They're not changing the definition. Most of you are quoting an anecdotal rule of thumb, and it's certainly common usage, but it's not a definition. Here's the definition according the the National Bureau of Economic Research (NEBR).
"A significant decline in economic activity that is spread across the economy and lasts more than a few months." -
Source
They add:
"we treat the three criteria—depth, diffusion, and duration—as somewhat interchangeable. That is, while each criterion needs to be met individually to some degree, extreme conditions revealed by one criterion may partially offset weaker indications from another."
Economists can't just look at
retail sales outperforming projections,
372,000 new jobs created in June,
industrial production up year over year and just call it a recession because stocks, real estate, or exports are down.

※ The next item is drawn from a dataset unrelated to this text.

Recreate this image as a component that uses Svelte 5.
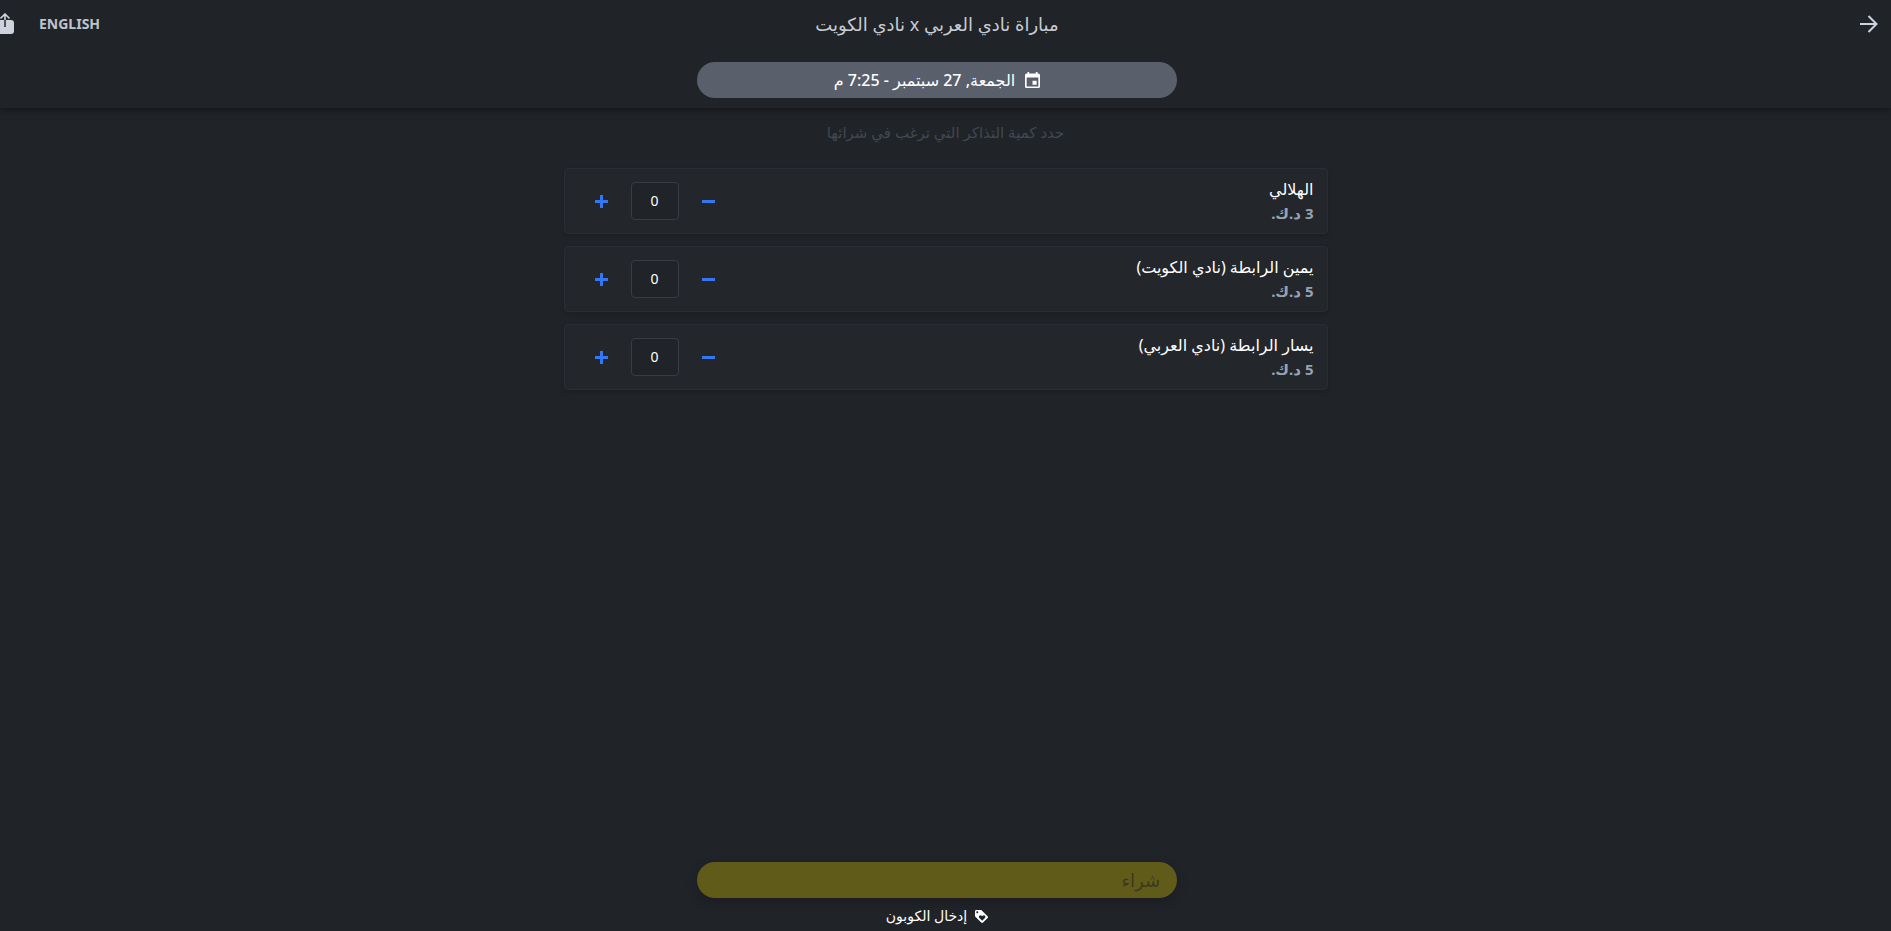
<script>
  let tickets = $state([
    { id: "hilali", name: "الهلالي", price: 3, qty: 0 },
    { id: "right", name: "يمين الرابطة (نادي الكويت)", price: 5, qty: 0 },
    { id: "left", name: "يسار الرابطة (نادي العربي)", price: 5, qty: 0 },
  ]);

  let total = $derived(tickets.reduce((sum, t) => sum + Number(t.qty), 0));
</script>

<div class="page" dir="rtl">
  <header>
    <div class="top-row">
      <a class="back" href="#back" aria-label="رجوع">
        <svg viewBox="0 0 18 18" width="18" height="18">
          <path d="M0 9h16M8.500 1l8 8-8 8" fill="none" stroke="currentColor" stroke-width="2" />
        </svg>
      </a>
      <h1>مباراة نادي العربي x نادي الكويت</h1>
      <div class="actions">
        <button class="lang" lang="en">ENGLISH</button>
        <button class="share" aria-label="مشاركة">
          <svg viewBox="0 0 18 22" width="18" height="22">
            <path d="M3 7h12a3 3 0 0 1 3 3v8a3 3 0 0 1-3 3H3a3 3 0 0 1-3-3v-8a3 3 0 0 1 3-3z" fill="currentColor" />
            <path d="M9 7v7" stroke="#4d525a" stroke-width="2" />
            <path d="M9 1v6M4.500 5.500L9 1l4.500 4.500" fill="none" stroke="currentColor" stroke-width="1.600" />
          </svg>
        </button>
      </div>
    </div>
    <button class="pill date">
      <svg viewBox="3 1 18 20" width="15" height="16" preserveAspectRatio="none">
        <path fill="currentColor" d="M17 12h-5v5h5v-5zM16 1v2H8V1H6v2H5c-1.110 0-1.990.9-1.990 2L3 19c0 1.100.89 2 2 2h14c1.100 0 2-.9 2-2V5c0-1.100-.9-2-2-2h-1V1h-2zm3 18H5V8h14v11z" />
      </svg>
      <span>الجمعة, 27 سبتمبر - 7:25 م</span>
    </button>
  </header>

  <main>
    <p class="hint">حدد كمية التذاكر التي ترغب في شرائها</p>
    <ul class="tickets">
      {#each tickets as ticket (ticket.id)}
        <li class="ticket">
          <div class="info">
            <label for={ticket.id}>{ticket.name}</label>
            <span class="price">{ticket.price} د.ك.</span>
          </div>
          <div class="counter">
            <button aria-label="إنقاص" onclick={() => (ticket.qty = Math.max(0, ticket.qty - 1))}>
              <svg viewBox="0 0 13 14" width="13" height="14"><path d="M0 7.500h13" /></svg>
            </button>
            <input id={ticket.id} type="text" inputmode="numeric" bind:value={ticket.qty} />
            <button aria-label="زيادة" onclick={() => ticket.qty++}>
              <svg viewBox="0 0 13 14" width="13" height="14"><path d="M0 7.500h13M6.500 1v13" /></svg>
            </button>
          </div>
        </li>
      {/each}
    </ul>
  </main>

  <footer>
    <button class="pill buy" disabled={total === 0}>شراء</button>
    <button class="coupon">
      <svg viewBox="2 2 20 20" width="13" height="13">
        <path fill="currentColor" d="M21.410 11.580l-9-9C12.050 2.220 11.550 2 11 2H4c-1.100 0-2 .9-2 2v7c0 .55.220 1.050.59 1.420l9 9c.36.360.860.580 1.410.580.550 0 1.050-.220 1.410-.590l7-7c.370-.360.590-.860.590-1.410 0-.550-.230-1.060-.590-1.420zM5.500 7C4.670 7 4 6.330 4 5.500S4.670 4 5.500 4 7 4.670 7 5.500 6.330 7 5.500 7zM17.270 14.270L13 18.540l-4.270-4.270C8.280 13.810 8 13.190 8 12.500c0-1.380 1.120-2.500 2.500-2.500.69 0 1.320.280 1.770.740l.73.720.73-.73c.45-.45 1.080-.73 1.770-.73 1.380 0 2.500 1.120 2.500 2.500 0 .69-.28 1.320-.73 1.770z" fill-rule="evenodd" />
      </svg>
      <span>إدخال الكوبون</span>
    </button>
  </footer>
</div>

<style>
  :global(body) {
    background: #202328;
  }

  .page {
    display: flex;
    flex-direction: column;
    min-height: 100vh;
    overflow: hidden;
    color: #fff;
    font-family: "Noto Sans", "DejaVu Sans", sans-serif;
    font-size: 16px;
    line-height: 24px;
  }

  button,
  input {
    margin: 0;
    padding: 0;
    border: 0;
    background: none;
    color: inherit;
    font: inherit;
  }

  button {
    cursor: pointer;
  }

  svg {
    display: block;
    flex: none;
  }

  header {
    display: flex;
    flex-direction: column;
    align-items: center;
    gap: 14px;
    padding: 0 17px 10px 0;
    background: #202328;
    box-shadow: 0 1px 8px rgba(0, 0, 0, 0.5);
  }

  .top-row {
    display: grid;
    grid-template-columns: 1fr auto 1fr;
    align-items: center;
    width: 100%;
    height: 48px;
    color: #ccd3dc;
  }

  .back {
    justify-self: start;
    margin-right: -4px;
    color: inherit;
  }

  h1 {
    margin: 0;
    color: #c8ccd2;
    font-size: 18px;
    font-weight: 400;
  }

  .actions {
    display: flex;
    align-items: center;
    justify-self: end;
    gap: 25px;
    margin-left: -4px;
  }

  .lang {
    color: #bfc4cb;
    font-size: 14px;
    font-weight: 700;
  }

  .pill {
    display: flex;
    align-items: center;
    box-sizing: border-box;
    width: 480px;
    max-width: 100%;
    height: 36px;
    border-radius: 18px;
  }

  .date {
    justify-content: center;
    gap: 10px;
    background: #59606b;
    font-weight: 500;
  }

  main {
    flex: 1;
    box-sizing: border-box;
    width: 100%;
    max-width: 764px;
    margin: 0 auto;
  }

  .hint {
    margin: 12px 0 24px;
    color: #414852;
    font-size: 15px;
    text-align: center;
  }

  .tickets {
    display: flex;
    flex-direction: column;
    gap: 12px;
    margin: 0;
    padding: 0;
    list-style: none;
  }

  .ticket {
    display: flex;
    align-items: center;
    justify-content: space-between;
    box-sizing: border-box;
    height: 66px;
    padding: 0 13px 0 19px;
    border: 1px solid #2a2d33;
    border-radius: 4px;
    background: #23262b;
    box-shadow: 0 2px 4px rgba(0, 0, 0, 0.15);
  }

  .info {
    display: flex;
    flex-direction: column;
  }

  .price {
    color: #98a2b0;
    font-size: 15px;
    font-weight: 700;
  }

  .counter {
    display: flex;
    align-items: center;
    gap: 12px;
  }

  .counter button {
    display: grid;
    place-items: center;
    width: 35px;
    height: 36px;
  }

  .counter path {
    stroke: #3577f1;
    stroke-width: 3;
  }

  .counter input {
    box-sizing: border-box;
    width: 48px;
    height: 38px;
    padding-bottom: 2px;
    border: 1px solid #383c45;
    border-radius: 4px;
    background: #202328;
    font-size: 14px;
    text-align: center;
  }

  footer {
    display: flex;
    flex-direction: column;
    align-items: center;
    gap: 6px;
    padding: 0 17px 3px 0;
  }

  .buy {
    padding: 0 17px;
    background: #615b1a;
    box-shadow: 0 4px 12px rgba(0, 0, 0, 0.2);
    color: #3b3920;
    font-size: 18px;
  }

  .coupon {
    display: flex;
    align-items: center;
    gap: 8px;
    font-size: 14px;
  }
</style>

And that's not to say we aren't headed into a recession, or that economic slowdown isn't needed. There are larger discussions to be had about fluctuating values of currency, and heightened economic activity that I don't think the average person can really grasps. This thread functionally speaks to that point.
I do think it's important for the public to understand what's happening. Because 99% of the time economic slowdown is a disaster but in this case it may be a necessary way of averting an even worse disaster. It's going to be difficult ton contextualize this important distinction for the public, but I don't think baboon-esque partisan shit flinging is the ideal solution.